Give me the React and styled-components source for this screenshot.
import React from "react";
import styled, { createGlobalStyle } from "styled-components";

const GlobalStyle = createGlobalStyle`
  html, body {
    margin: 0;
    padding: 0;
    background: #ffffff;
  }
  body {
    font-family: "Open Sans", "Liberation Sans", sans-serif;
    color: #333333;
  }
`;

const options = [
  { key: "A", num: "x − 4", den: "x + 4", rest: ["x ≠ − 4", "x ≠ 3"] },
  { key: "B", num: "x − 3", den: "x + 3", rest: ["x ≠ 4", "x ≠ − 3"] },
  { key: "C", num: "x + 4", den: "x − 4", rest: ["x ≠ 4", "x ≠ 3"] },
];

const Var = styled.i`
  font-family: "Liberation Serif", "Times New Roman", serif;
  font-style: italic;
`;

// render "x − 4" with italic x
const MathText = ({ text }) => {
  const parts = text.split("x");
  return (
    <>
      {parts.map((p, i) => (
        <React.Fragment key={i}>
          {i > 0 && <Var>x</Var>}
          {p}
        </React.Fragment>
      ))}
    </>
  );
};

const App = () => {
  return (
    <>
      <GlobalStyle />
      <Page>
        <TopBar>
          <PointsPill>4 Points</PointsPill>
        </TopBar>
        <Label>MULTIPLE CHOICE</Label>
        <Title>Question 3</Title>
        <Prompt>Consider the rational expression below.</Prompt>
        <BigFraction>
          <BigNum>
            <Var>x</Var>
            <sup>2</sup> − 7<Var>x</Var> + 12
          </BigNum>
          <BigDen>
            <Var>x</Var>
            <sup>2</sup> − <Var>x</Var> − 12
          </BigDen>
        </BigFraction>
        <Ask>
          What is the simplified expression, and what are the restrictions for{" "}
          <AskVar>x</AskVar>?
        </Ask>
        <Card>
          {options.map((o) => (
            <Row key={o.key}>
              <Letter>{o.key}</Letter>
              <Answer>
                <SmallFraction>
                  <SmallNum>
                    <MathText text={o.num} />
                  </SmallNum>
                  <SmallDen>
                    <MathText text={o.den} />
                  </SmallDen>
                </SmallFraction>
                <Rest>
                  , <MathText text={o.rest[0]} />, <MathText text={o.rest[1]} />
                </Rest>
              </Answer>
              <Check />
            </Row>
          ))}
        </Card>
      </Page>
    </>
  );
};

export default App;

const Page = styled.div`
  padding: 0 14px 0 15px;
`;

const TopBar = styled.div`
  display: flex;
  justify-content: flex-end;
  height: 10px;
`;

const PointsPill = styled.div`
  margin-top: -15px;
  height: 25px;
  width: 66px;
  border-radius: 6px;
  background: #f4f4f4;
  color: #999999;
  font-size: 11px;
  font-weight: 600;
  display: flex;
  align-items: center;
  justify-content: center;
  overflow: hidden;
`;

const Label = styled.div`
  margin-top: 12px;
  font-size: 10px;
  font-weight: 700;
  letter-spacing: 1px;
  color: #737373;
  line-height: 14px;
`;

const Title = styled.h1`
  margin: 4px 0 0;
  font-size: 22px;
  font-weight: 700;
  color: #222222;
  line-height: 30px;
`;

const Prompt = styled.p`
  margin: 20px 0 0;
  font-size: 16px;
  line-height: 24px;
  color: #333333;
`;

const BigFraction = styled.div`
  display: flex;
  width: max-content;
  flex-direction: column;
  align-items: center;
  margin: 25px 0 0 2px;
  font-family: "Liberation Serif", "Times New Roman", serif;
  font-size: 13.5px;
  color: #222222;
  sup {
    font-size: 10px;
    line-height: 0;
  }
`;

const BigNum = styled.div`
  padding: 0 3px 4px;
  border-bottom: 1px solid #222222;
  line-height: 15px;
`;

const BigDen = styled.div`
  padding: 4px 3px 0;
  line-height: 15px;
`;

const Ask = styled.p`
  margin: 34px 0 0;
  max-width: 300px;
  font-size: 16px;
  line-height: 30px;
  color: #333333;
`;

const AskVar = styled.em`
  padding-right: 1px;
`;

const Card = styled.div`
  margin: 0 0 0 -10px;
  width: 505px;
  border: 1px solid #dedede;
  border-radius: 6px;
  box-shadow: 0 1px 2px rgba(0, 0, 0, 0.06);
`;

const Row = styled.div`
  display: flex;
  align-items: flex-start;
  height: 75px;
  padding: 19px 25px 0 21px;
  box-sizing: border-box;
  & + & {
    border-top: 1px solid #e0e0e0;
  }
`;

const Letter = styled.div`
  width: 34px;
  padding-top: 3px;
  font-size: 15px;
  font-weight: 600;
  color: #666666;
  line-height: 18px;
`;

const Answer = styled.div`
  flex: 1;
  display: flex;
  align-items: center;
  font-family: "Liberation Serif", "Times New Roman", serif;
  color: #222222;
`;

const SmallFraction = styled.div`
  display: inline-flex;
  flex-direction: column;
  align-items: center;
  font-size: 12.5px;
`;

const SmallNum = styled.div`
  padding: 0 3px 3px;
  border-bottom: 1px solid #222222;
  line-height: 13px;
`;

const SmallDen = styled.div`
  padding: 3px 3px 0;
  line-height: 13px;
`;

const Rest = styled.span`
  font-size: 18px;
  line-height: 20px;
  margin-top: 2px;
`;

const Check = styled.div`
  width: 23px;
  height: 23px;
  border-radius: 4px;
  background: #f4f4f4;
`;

======

> What you need to do:
Lines that include the word "React" are to be extracted from the data above.

> Response to the exercise:
Give me the React and styled-components source for this screenshot.
import React from "react";
        <React.Fragment key={i}>
        </React.Fragment>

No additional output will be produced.